News 8 has obtained new dashcam video and police documents from the high-profile death of Preston Cass, who was killed while riding in a group of sport bikers on the Dallas North Tollway in September.
Cass was going too fast, crashed and died. The other riders fled.
Who were those other riders?
In a previous report, News 8 showed that the Texas Department of Public Safety, which is investigating the case, may have failed to run down valuable leads.
"In this case, the case is still open," said DPS spokesman Trooper Lonnie Haschel.
But News 8 has obtained video from Dallas police taken three minutes before the fatal wreck. In it, a rider is seen doing wheelies, evading police.
Then, two more riders exit the Tollway by going the wrong way on an entrance ramp.
Finally, a rider pulls over. It is 27-year-old Gary Joseph Baker. The Dallas officer issues Baker a warning, but does not write a ticket.
Then — 17 minutes after Cass dies — another wrecked motorcycle is found on a Tollway exit ramp to LBJ Freeway. That rider left the scene.

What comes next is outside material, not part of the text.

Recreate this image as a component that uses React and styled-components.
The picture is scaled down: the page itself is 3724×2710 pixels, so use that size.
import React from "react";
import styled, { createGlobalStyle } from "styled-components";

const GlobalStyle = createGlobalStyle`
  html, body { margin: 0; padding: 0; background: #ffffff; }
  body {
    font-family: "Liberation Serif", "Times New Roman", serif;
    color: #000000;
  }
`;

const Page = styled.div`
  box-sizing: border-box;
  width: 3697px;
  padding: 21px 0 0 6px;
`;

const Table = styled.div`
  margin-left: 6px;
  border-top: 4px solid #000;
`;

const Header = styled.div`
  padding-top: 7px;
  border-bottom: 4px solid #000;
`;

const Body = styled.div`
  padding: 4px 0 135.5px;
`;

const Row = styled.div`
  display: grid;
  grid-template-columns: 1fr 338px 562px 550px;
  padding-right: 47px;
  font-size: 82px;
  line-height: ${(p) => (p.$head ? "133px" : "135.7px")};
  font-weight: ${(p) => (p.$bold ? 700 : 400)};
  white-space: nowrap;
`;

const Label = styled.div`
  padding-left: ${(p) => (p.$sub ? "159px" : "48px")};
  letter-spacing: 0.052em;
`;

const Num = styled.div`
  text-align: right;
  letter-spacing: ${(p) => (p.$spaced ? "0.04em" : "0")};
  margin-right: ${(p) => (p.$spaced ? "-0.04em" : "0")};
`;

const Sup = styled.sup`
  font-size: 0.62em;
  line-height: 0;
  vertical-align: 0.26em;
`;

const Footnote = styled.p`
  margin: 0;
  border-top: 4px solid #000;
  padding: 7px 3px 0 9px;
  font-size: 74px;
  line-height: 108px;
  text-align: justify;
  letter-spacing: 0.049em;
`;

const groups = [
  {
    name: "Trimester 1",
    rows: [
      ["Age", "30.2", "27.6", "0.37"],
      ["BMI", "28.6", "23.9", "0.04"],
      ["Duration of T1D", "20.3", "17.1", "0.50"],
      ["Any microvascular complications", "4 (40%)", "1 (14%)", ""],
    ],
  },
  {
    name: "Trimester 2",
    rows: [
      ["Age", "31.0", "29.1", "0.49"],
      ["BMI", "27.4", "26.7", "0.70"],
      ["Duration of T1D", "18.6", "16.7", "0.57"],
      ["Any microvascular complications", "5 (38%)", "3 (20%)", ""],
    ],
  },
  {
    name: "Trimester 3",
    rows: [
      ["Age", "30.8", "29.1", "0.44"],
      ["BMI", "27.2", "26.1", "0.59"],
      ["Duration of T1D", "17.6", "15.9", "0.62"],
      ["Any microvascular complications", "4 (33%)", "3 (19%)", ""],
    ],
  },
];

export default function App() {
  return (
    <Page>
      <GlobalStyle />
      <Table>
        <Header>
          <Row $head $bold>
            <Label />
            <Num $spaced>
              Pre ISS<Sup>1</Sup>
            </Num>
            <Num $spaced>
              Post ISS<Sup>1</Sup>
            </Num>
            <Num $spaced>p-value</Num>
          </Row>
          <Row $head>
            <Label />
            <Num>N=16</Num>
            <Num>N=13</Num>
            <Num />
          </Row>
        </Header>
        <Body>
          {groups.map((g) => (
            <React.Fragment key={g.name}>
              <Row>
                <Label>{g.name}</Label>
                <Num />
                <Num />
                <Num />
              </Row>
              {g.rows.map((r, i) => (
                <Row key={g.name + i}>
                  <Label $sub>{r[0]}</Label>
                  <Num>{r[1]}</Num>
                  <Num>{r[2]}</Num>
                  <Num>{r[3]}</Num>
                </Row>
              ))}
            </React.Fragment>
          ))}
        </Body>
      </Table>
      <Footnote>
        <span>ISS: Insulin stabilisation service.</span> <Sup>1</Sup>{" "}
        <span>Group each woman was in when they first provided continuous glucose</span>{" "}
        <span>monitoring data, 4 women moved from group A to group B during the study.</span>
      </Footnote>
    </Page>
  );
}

Documents obtained by News 8 show that the abandoned motorcycle was picked up days later at the Dallas police impound lot by 38-year old Michael Kory Pappas of Frisco.

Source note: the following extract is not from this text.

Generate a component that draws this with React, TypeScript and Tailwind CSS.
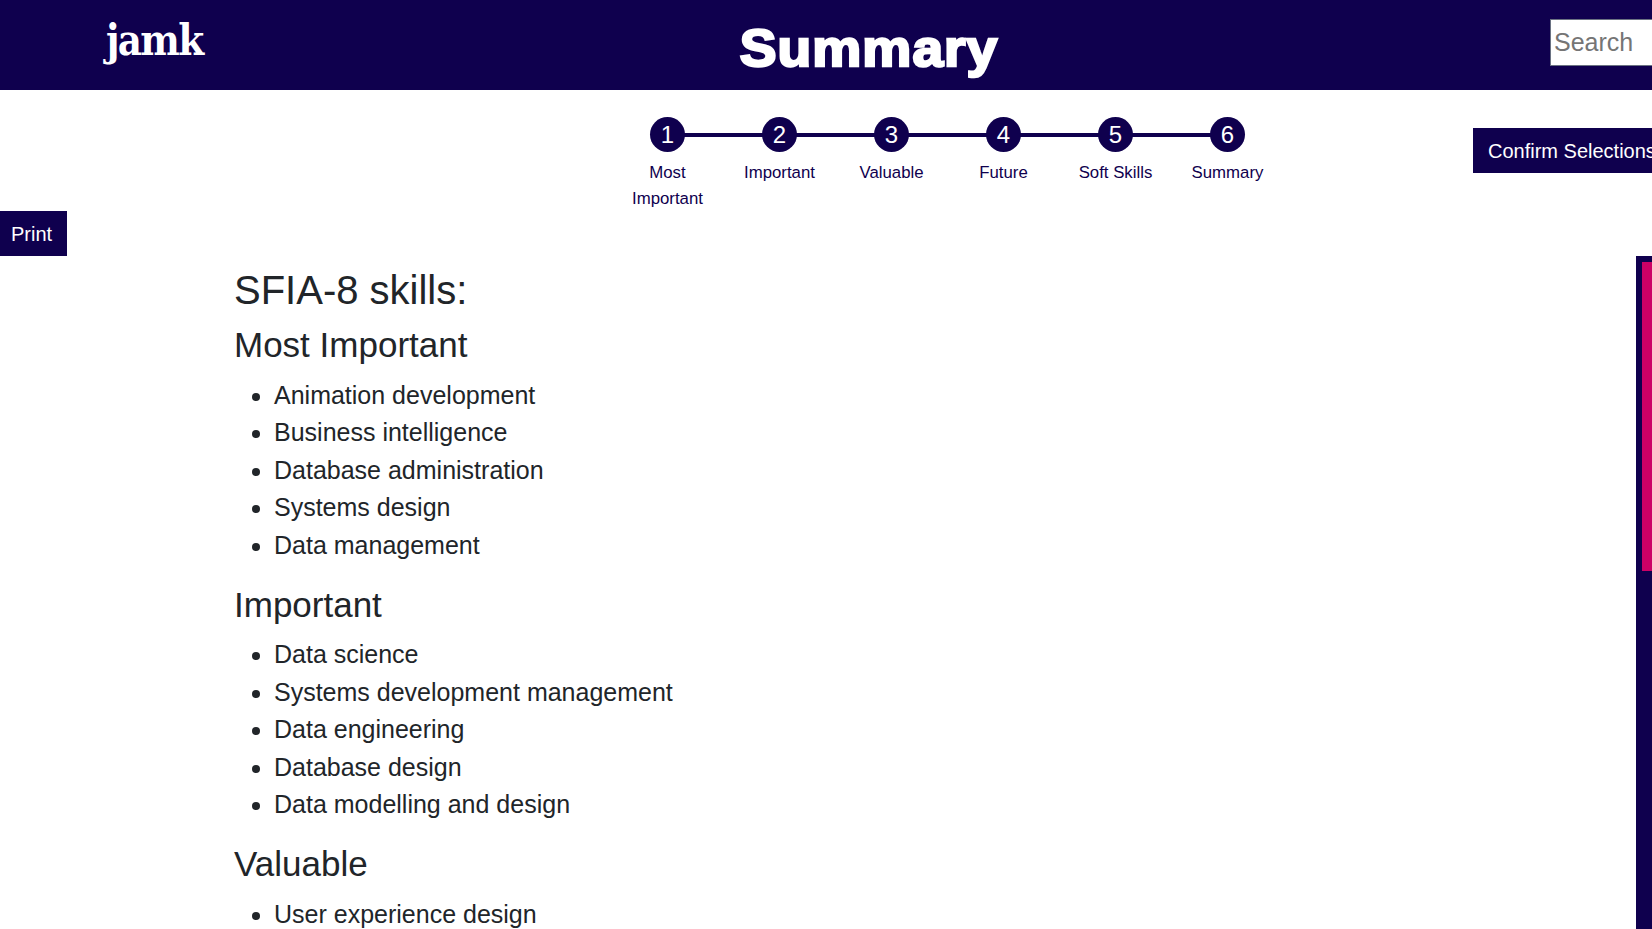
const steps = ["Most Important", "Important", "Valuable", "Future", "Soft Skills", "Summary"];

const sections = [
  {
    title: "Most Important",
    skills: ["Animation development", "Business intelligence", "Database administration", "Systems design", "Data management"],
  },
  {
    title: "Important",
    skills: ["Data science", "Systems development management", "Data engineering", "Database design", "Data modelling and design"],
  },
  {
    title: "Valuable",
    skills: ["User experience design"],
  },
];

function Stepper() {
  return (
    <ol className="flex w-[672px] shrink-0 pt-[27px]">
      {steps.map((step, i) => (
        <li key={step} className="relative w-[112px] flex flex-col items-center text-center">
          {/* connector runs from the previous circle's centre to this one */}
          {i > 0 && <div className="absolute top-[16px] right-[56px] w-[112px] h-[4px] bg-[#0f004e]" />}
          <div className="relative z-10 w-[35px] h-[35px] pl-[1px] rounded-full bg-[#0f004e] text-white text-[24px] leading-[35px]">{i + 1}</div>
          <div className="mt-[8px] pl-[16px] pr-[15px] text-[16.8px] leading-[26px] text-[#0f004e]">{step}</div>
        </li>
      ))}
    </ol>
  );
}

export default function App() {
  return (
    <div className="h-[929px] flex flex-col overflow-hidden bg-white font-['Liberation_Sans',Arial,sans-serif] text-[#212529]">
      <header className="bg-[#0f004e] h-[90px] shrink-0 flex items-start">
        <div className="w-[740px] shrink-0 pl-[106px] pt-[10px]">
          <div className="origin-left scale-x-[0.87] font-['DejaVu_Serif',serif] font-bold text-[43px] leading-[60px] tracking-[-2px] text-white">jamk</div>
        </div>
        <h1 className="w-[258px] shrink-0 text-center scale-x-[1.06] text-white font-bold text-[52px] leading-[97px] tracking-[1px] whitespace-nowrap [-webkit-text-stroke:2.5px_white]">Summary</h1>
        <input
          placeholder="Search"
          className="ml-[552px] mt-[19px] w-[200px] h-[47px] shrink-0 bg-white border border-gray-500 px-[3px] text-[25px] placeholder:text-[#757575]"
        />
      </header>

      <div className="flex items-start h-[121px] shrink-0 pl-[611px]">
        <Stepper />
        <button className="bg-[#0f004e] ml-[190px] mt-[38px] h-[45px] w-[200px] shrink-0 pl-[15px] text-left text-white text-[20px] whitespace-nowrap">
          Confirm Selections
        </button>
      </div>

      <div className="h-[45px] shrink-0">
        <button className="bg-[#0f004e] h-[45px] w-[67px] text-white text-[20px] pr-[4px]">Print</button>
      </div>

      <div className="flex flex-1 min-h-0">
        <main className="flex-1 pl-[234px] pt-[10px]">
          <h2 className="text-[40px] leading-[48px] mb-[10px]">SFIA-8 skills:</h2>
          {sections.map((s) => (
            <section key={s.title} className="mb-[19.5px]">
              <h3 className="text-[35px] leading-[42px] mb-[10.5px]">{s.title}</h3>
              <ul className="list-disc pl-[40px]">
                {s.skills.map((skill) => (
                  <li key={skill} className="text-[25px] leading-[37.5px]">{skill}</li>
                ))}
              </ul>
            </section>
          ))}
        </main>
        <aside className="bg-[#0f004e] w-[16px] shrink-0 pl-[6px] pt-[6px]">
          <div className="h-[309px] bg-[#cc0066]" />
        </aside>
      </div>
    </div>
  );
}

The bike was not registered in Pappas' name, but he submitted a notarized document with a signature from the registered owner that authorized police to release the bike to him.

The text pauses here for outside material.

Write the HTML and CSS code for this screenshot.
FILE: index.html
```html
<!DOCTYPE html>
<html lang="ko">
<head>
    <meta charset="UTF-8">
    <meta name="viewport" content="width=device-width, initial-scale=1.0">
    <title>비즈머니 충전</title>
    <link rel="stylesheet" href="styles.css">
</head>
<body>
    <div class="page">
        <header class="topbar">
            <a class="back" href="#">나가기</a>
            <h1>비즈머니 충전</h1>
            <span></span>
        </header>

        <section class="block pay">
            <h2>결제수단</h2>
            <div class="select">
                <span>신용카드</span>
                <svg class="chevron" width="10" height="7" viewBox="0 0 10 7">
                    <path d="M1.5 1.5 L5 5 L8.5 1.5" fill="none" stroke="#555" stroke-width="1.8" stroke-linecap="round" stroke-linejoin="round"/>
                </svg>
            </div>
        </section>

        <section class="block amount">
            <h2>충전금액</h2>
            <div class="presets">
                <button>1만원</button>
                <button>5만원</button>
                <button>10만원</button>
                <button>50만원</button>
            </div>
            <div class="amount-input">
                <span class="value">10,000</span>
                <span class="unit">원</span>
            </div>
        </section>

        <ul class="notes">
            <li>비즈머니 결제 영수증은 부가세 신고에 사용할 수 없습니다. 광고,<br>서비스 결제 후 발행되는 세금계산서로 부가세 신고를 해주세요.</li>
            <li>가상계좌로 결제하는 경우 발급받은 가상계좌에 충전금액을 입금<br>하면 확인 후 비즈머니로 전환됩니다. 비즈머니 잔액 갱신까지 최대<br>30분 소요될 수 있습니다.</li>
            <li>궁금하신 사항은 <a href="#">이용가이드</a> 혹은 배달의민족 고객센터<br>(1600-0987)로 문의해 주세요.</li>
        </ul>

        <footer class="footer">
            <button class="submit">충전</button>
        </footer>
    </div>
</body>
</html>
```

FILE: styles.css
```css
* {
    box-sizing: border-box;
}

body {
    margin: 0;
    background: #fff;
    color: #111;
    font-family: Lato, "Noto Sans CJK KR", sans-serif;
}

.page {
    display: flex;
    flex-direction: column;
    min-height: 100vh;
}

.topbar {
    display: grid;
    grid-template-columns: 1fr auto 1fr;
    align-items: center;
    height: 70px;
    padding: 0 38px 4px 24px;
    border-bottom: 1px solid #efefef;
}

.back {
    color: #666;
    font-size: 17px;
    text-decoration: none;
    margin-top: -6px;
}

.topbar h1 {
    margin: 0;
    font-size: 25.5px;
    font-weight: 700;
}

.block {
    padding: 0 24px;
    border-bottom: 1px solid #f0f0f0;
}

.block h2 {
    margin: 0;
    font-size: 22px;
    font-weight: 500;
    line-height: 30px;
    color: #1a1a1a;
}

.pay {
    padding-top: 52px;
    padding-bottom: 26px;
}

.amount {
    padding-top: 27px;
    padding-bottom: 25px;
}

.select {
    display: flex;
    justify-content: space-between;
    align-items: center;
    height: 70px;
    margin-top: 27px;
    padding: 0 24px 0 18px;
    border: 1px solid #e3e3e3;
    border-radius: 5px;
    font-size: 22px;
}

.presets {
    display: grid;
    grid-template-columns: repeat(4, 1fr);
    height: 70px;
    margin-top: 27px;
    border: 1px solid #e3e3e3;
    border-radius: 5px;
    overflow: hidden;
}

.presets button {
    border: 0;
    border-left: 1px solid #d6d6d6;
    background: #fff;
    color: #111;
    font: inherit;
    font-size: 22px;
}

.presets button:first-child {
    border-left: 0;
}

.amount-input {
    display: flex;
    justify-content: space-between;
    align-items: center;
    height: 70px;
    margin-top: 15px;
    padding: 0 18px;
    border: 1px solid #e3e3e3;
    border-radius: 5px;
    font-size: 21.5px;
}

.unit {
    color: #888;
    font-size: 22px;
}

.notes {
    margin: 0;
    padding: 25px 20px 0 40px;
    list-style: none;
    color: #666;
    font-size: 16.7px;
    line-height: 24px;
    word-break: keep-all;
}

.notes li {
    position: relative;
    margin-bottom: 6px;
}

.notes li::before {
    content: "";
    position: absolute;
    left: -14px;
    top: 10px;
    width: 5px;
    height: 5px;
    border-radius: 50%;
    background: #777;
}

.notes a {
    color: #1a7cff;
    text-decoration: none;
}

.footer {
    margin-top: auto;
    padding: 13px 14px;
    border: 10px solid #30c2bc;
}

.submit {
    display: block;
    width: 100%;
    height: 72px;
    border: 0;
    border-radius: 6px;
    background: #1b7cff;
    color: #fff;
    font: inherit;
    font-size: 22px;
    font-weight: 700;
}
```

The registered owner, however, told News 8 she never signed the document.
A number of sport-bike riders have contacted News 8. They are upset that the reckless behavior of a few reflects on everyone.
Some are now sharing information that a small group of about 20 riders have also stolen hundreds of sport bikes in the Dallas area.
One of them, who fears retribution is speaking out. To protect his safety, he’s referred to as "Carter."
"This is most definitely a business operation," he said.
In a grainy video that was posted on YouTube last December, three men can be seen entering an apartment complex at 3 a.m.
"They have bolt cutters. They have ways to get in your garage," Carter said.
The men can be seen climbing a fence. Moments later, a Dallas police squad car pulls up and the thieves get away
"They really feel like they are untouchable," Carter said, adding that the stolen bikes are taken to "chop shops."
Original factory parts — without serial numbers — are stripped and sold on the Internet and, sometimes, at local stores.
"There are some that will actually knowingly buy these stolen parts and put them on legal registered frames with registered motors," Carter said. "They just put all the extra parts on top of it and sell it as whole bike."
And the one thing makes most of this possible is that police will not pursue speeding sport bikes because it puts innocent people in danger.
"They won't even attempt it," Carter said.
Because of that, police sources say sport bikes have become a popular means to transport illegal drugs and stolen cash. And that same speed lets thieves steal and transport stolen bikes without fear of arrest.